For two theories $T,T'$, what does $T\vdash Con(T')$ really tell us about the models of $T$?

Question

Inspired by this question, which I realized I couldn't answer (because model theory and me don't get along).

I've made a few edits to (hopefully constructively) tighten the question a bit.

If for theories $T,T'$ it happens that $T\vdash Con(T')$, what does this really tell me about models of $T$ with respect to $T'$? Does it tell us that every model of $T$ has a definable substructure that's a model of $T'$, or is it more subtle? Or is it even interesting from a model theoretic standpoint (i.e. is the proof theoretic relationship between $T$ and $T'$ generally the only interesting one)?

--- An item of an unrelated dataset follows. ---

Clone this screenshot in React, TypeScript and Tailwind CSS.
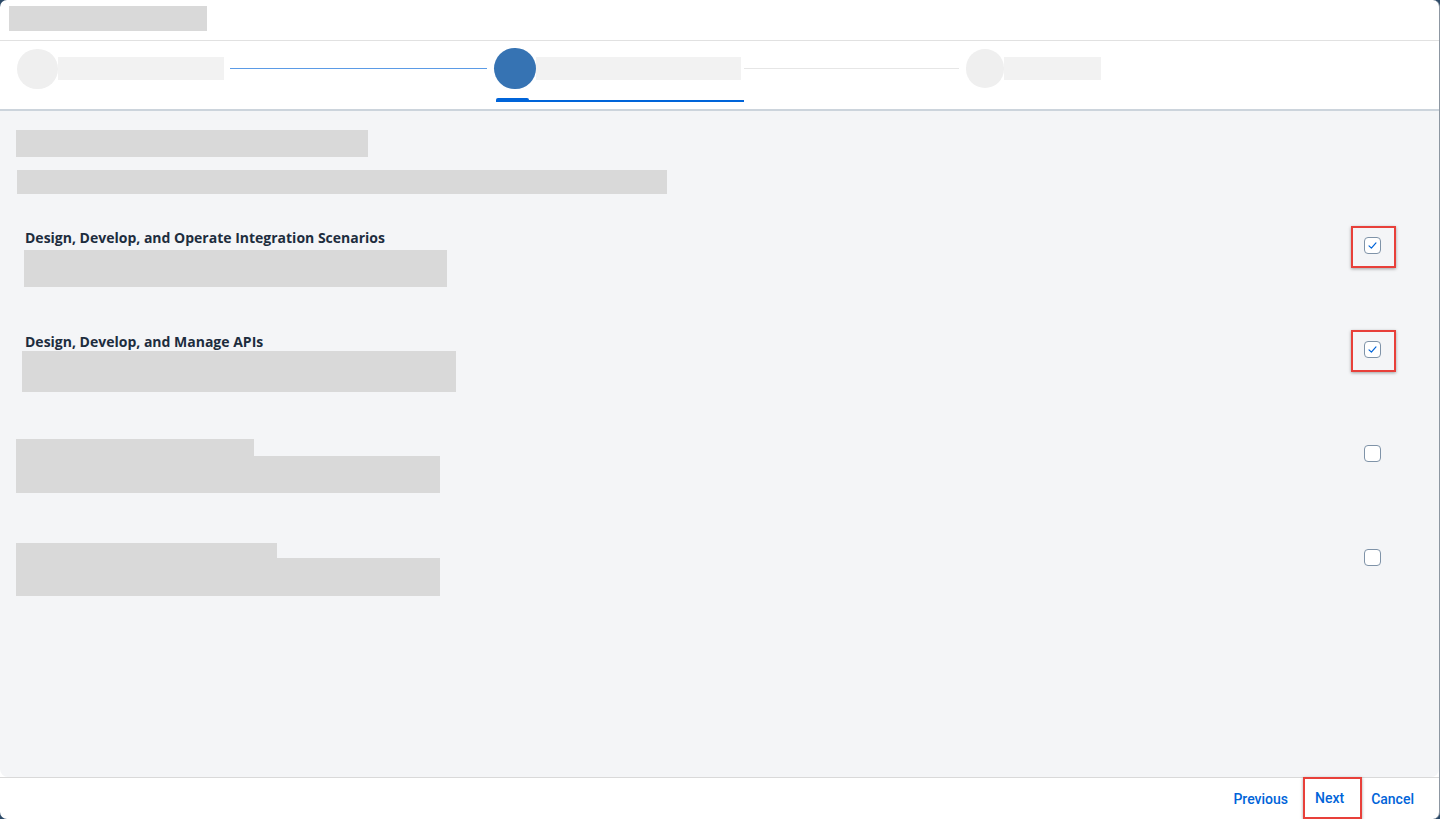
import React from 'react';

const font = { fontFamily: 'Roboto, "Liberation Sans", Arial, sans-serif' };
const titleFont = { fontFamily: '"Open Sans", "Noto Sans", Arial, sans-serif' };

interface RowProps {
  title?: string;
  checked: boolean;
  highlighted: boolean;
  children: React.ReactNode;
}

const Checkbox: React.FC<{ checked: boolean }> = ({ checked }) => (
  <div className="w-[17px] h-[17px] rounded-[4px] border border-[#7f93a8] bg-white flex items-center justify-center">
    {checked && (
      <svg width="11" height="11" viewBox="0 0 12 12" fill="none">
        <path d="M2.2 6.4 L4.8 8.9 L9.8 3.1" stroke="#0064d9" strokeWidth="1.3" strokeLinecap="round" strokeLinejoin="round" />
      </svg>
    )}
  </div>
);

const Row: React.FC<RowProps> = ({ title, checked, highlighted, children }) => (
  <div className="h-[104px] flex justify-between">
    <div className="flex flex-col">
      {title && (
        <div className="pt-[3px] pl-[9px] text-[14px] leading-[17px] font-bold text-[#1d2d3e]" style={titleFont}>
          {title}
        </div>
      )}
      {children}
    </div>
    <div
      className={
        highlighted
          ? 'w-[45px] h-[42px] border-2 border-[#e8403a] shadow-[0_1px_3px_rgba(0,0,0,0.35)] flex items-center justify-center pb-[4px] pr-[2px]'
          : 'w-[45px] h-[42px] flex items-center justify-center pb-[4px] pr-[2px]'
      }
    >
      <Checkbox checked={checked} />
    </div>
  </div>
);

export default function App() {
  return (
    <div className="w-[1440px] h-[819px] bg-[#2c4a68] overflow-hidden" style={font}>
      <div className="w-[1440px] h-[819px] bg-white rounded-[7px] border-r border-[#8d97a2] flex flex-col overflow-hidden">
        {/* title bar */}
        <div className="h-[41px] shrink-0 border-b border-[#e1e1e1] pl-[9px] pt-[6px]">
          <div className="w-[198px] h-[25px] bg-[#d9d9d9]" />
        </div>

        {/* wizard steps */}
        <div className="h-[70px] shrink-0 border-b-2 border-[#ccd4dc] pt-[7px]">
          <div className="flex items-center pl-[17px]">
            <div className="w-[41px] h-[40px] rounded-full bg-[#efefef]" />
            <div className="w-[166px] h-[23px] bg-[#f2f2f2]" />
            <div className="ml-[6px] w-[257px] h-px bg-[#5b9be6]" />
            <div className="ml-[7px] w-[42px] h-[41px] rounded-full bg-[#3673b3]" />
            <div className="w-[205px] h-[23px] bg-[#f2f2f2]" />
            <div className="ml-[3px] w-[215px] h-px bg-[#e6e6e6]" />
            <div className="ml-[7px] w-[38px] h-[39px] rounded-full bg-[#efefef]" />
            <div className="w-[97px] h-[23px] bg-[#f2f2f2]" />
          </div>
          <div className="ml-[496px] mt-[9px] w-[248px] h-[4px] flex items-end">
            <div className="w-[33px] h-[4px] rounded-t-[2px] bg-[#0064d9]" />
            <div className="flex-1 h-[2px] bg-[#0064d9]" />
          </div>
        </div>

        {/* content */}
        <div className="flex-1 bg-[#f4f5f7] rounded-b-[8px] pl-[16px] pr-[43px] pt-[19px]">
          <div className="w-[352px] h-[27px] bg-[#d9d9d9]" />
          <div className="ml-px mt-[13px] w-[650px] h-[24px] bg-[#d9d9d9]" />

          <div className="mt-[32px]">
            <Row title="Design, Develop, and Operate Integration Scenarios" checked highlighted>
              <div className="ml-[8px] mt-[4px] w-[423px] h-[37px] bg-[#d9d9d9]" />
            </Row>
            <Row title="Design, Develop, and Manage APIs" checked highlighted>
              <div className="ml-[6px] mt-px w-[434px] h-[41px] bg-[#d9d9d9]" />
            </Row>
            <Row checked={false} highlighted={false}>
              <div className="pt-[5px]">
                <div className="w-[238px] h-[17px] bg-[#d9d9d9]" />
                <div className="w-[424px] h-[37px] bg-[#d9d9d9]" />
              </div>
            </Row>
            <Row checked={false} highlighted={false}>
              <div className="pt-[5px]">
                <div className="w-[261px] h-[15px] bg-[#d9d9d9]" />
                <div className="w-[424px] h-[38px] bg-[#d9d9d9]" />
              </div>
            </Row>
          </div>
        </div>

        {/* footer */}
        <div className="h-[42px] shrink-0 border-t border-[#d9d9d9] flex items-center justify-end pr-[25px] text-[14px] font-medium text-[#0064d9]">
          <button className="h-[40px] leading-[40px]">Previous</button>
          <button className="ml-[15px] -mt-px h-[42px] pl-[10px] pr-[16px] border-2 border-[#e8403a] shadow-[0_1px_3px_rgba(0,0,0,0.35)]">
            Next
          </button>
          <button className="ml-[9px] h-[40px] leading-[40px]">Cancel</button>
        </div>
      </div>
    </div>
  );
}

I would like to assume $T$ and $T'$ can both yield PA by default, but I would be interested if anything general can be said about weaker theories.

Answer 1

It is not literally true that if $T \vdash \operatorname{Con}(T')$ then every model of $T$ has a definable substructure that satisfies $T'$. For example, $T'$ might not even be in the same language as $T$, in which case no substructure of a model of $T$ can possibly satisfy $T'$.

For example, PA proves the consistency of a theory of second-order arithmetic known as $\mathsf{RCA}_0$. Now the language for $\mathsf{RCA}_0$ includes a relation symbol $\in$ that is not in the language of PA, so no substructure of PA can satisfy $\mathsf{RCA}_0$.

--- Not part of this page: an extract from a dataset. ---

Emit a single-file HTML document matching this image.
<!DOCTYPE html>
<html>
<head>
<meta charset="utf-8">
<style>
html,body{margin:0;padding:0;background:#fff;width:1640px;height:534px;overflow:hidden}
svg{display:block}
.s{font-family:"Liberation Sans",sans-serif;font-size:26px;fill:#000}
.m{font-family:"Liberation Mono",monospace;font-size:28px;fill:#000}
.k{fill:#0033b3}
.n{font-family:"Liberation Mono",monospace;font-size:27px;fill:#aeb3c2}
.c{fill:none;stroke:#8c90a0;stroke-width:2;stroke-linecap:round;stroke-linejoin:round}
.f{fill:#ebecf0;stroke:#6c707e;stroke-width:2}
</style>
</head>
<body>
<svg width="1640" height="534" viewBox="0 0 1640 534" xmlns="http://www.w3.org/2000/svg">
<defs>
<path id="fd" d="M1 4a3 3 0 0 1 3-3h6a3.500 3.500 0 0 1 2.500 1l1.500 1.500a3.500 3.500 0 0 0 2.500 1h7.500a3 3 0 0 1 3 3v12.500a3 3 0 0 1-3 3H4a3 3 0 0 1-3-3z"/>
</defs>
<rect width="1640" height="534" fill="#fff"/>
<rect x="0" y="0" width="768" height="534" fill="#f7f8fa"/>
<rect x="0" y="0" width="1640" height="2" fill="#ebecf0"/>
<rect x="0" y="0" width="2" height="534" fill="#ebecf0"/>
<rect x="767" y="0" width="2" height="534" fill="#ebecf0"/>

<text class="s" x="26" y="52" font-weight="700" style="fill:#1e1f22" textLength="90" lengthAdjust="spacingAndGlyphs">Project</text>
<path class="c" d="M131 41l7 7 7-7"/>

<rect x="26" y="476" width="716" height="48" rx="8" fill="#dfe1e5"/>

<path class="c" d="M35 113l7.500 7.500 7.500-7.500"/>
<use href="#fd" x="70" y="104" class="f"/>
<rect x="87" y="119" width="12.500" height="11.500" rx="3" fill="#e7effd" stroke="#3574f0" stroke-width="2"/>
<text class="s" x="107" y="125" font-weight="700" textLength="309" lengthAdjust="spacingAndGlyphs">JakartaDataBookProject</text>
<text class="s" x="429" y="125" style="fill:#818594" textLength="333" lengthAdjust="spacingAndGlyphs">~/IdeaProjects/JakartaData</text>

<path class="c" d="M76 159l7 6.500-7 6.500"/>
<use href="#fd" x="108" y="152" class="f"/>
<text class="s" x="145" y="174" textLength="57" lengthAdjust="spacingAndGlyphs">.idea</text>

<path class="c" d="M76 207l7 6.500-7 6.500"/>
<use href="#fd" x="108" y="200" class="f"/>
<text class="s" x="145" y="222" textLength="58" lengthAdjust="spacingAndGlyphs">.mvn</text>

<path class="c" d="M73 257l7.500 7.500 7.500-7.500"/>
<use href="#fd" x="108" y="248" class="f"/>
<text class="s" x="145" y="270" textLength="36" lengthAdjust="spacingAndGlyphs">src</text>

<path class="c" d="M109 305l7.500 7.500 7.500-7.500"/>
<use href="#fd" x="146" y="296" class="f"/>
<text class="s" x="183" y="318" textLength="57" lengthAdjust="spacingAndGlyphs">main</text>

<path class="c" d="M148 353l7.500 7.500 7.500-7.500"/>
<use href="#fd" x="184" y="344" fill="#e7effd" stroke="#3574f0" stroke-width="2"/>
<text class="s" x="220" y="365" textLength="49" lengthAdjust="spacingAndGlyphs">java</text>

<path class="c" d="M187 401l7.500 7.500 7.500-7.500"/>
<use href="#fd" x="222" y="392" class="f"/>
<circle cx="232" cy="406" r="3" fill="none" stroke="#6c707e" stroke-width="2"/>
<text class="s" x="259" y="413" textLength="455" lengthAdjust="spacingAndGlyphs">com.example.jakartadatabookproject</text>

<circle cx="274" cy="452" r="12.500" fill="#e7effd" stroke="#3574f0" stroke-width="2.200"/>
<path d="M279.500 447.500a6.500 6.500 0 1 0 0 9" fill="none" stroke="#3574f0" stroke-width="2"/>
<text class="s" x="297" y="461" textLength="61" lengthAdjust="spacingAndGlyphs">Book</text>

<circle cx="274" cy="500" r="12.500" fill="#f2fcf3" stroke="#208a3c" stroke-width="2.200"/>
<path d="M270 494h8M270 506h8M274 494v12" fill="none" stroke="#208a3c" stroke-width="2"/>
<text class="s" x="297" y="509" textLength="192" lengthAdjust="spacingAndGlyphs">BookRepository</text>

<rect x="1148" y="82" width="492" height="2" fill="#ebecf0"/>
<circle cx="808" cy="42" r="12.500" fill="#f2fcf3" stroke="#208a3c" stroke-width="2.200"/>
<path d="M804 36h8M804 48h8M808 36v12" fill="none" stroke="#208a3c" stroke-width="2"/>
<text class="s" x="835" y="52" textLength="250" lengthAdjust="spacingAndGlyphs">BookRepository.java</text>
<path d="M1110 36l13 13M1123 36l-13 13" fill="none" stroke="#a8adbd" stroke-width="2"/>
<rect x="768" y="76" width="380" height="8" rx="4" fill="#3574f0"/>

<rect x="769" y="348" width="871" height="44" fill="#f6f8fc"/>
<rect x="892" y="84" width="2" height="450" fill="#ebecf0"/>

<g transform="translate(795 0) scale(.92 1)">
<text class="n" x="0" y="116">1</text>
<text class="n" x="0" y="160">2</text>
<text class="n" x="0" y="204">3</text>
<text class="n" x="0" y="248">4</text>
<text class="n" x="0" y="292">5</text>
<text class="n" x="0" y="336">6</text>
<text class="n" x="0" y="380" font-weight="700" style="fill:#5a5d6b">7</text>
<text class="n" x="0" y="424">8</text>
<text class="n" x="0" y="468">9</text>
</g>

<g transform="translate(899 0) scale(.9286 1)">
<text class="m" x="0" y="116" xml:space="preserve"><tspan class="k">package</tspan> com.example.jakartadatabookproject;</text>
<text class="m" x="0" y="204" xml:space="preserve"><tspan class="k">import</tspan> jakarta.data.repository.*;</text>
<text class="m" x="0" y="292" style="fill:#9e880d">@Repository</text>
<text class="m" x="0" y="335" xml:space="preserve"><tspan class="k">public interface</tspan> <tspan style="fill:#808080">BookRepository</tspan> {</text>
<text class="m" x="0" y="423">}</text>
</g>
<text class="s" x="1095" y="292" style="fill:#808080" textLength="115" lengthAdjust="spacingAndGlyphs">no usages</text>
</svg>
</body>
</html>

Similarly, PA + Con(ZFC) proves Con(ZFC), but no model of PA has a substructure that satisfies ZFC.

It is true, however, that every model of PA intereprts a model of $\mathsf{RCA}_0$. But every model of PA interprets a stronger theory of second-order arithmetic, $\mathsf{ACA}_0$, which is equiconsistent with PA. So it is also not true that $T \vdash \operatorname{Con}(T')$ is equivalent to saying that $T$ interprets $T'$.

If every model of $T$ has a definable substructure satisfying $T'$ (or, in fact, any substructure satisfying $T'$), that only shows that Con($T$) implies Con($T'$).

Answer 2

Suppose $T$ and $T'$ are both theories in the language of first-order arithmetic $\mathscr L_{\mathrm{A}}$, and $T\vdash\mathrm{Con}(T')$. (This presumes the fact that $T'$ is definable in $\mathscr L_{\mathrm{A}}$.) If $T$ is strong enough to prove an appropriate version of Gödel's Completeness Theorem (in the sense described in my comment below), then, as you wrote, for every model $M\models T$, there is $K\models T'$ that is definable in $M$ (and so we may regards $K\subseteq M$).

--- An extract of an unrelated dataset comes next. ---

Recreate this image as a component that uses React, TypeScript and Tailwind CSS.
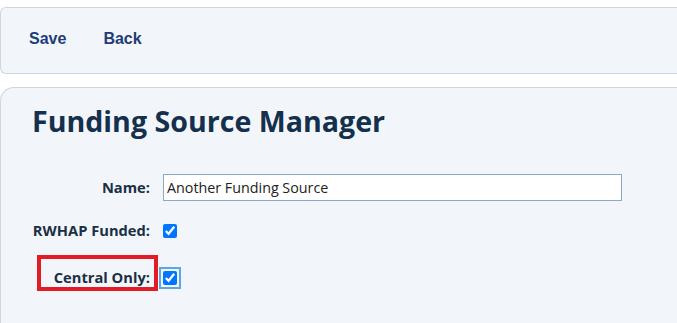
import React from 'react';

const labelCls = "w-[149px] shrink-0 text-right text-[14.7px] font-bold text-[#1b2f45] font-['Open_Sans',sans-serif]";

export default function App() {
  return (
    <div className="h-[323px] w-[677px] overflow-hidden bg-white">
      <div className="mt-[7px] flex h-[67px] items-center gap-[37px] rounded-l-[6px] border border-r-0 border-[#cdd7e2] bg-[#f2f6fb] pb-[4px] pl-[28px] font-['Liberation_Sans',Arial,sans-serif] text-[16px] font-bold text-[#1f3c78]">
        <button type="button" className="cursor-pointer">Save</button>
        <button type="button" className="cursor-pointer">Back</button>
      </div>

      <div className="mt-[13px] h-[300px] rounded-tl-[14px] border-l border-t border-[#cdd7e2] bg-[#f2f6fb] pl-[31px] pt-[15px]">
        <h1 className="font-['Open_Sans',sans-serif] text-[28.6px] font-bold leading-[36px] text-[#14304d]">
          Funding Source Manager
        </h1>

        <div className="mt-[35px] flex flex-col">
          <div className="flex h-[27px] items-center">
            <span className={labelCls + " ml-[-31px]"}>Name:</span>
            <input
              type="text"
              defaultValue="Another Funding Source"
              className="ml-[13px] h-[27px] w-[459px] border border-[#8fa8c4] bg-white px-[3px] font-['Open_Sans',sans-serif] text-[14.3px] text-[#222] outline-none"
            />
          </div>

          <div className="mt-[16px] flex h-[27px] items-center">
            <span className={labelCls + " ml-[-31px]"}>RWHAP Funded:</span>
            <input type="checkbox" defaultChecked className="ml-[13px] h-[14px] w-[14px]" />
          </div>

          <div className="mt-[20px] flex h-[27px] items-center">
            <span className={labelCls + " relative ml-[-31px]"}>
              Central Only:
              <span className="absolute left-[36px] top-[-11px] h-[36px] w-[121px] border-[4px] border-[#e31b23]"></span>
            </span>
            <input
              type="checkbox"
              defaultChecked
              className="ml-[13px] h-[14px] w-[14px] outline outline-2 outline-offset-[2px] outline-[#5ea5e6]"
            />
          </div>
        </div>
      </div>
    </div>
  );
}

For me, it is actually more interesting to consider this $K$ as an end-extension of $M$ (provided $T'$ extends, say, $\mathrm{PA}^-$). One can do this because in the $M$-version of $\mathscr L_{\mathrm A}$, there is a closed term $$ 0+\underbrace{1+1+\cdots+1}_{\text{$m$ $1$'s}} $$ for every $m\in M$. As $K\models\mathrm{PA}^-$, the realizations of these terms form an initial segment of $K$, which we can identify with $M$. This is interesting because many important problems in the area are related to end-extensions.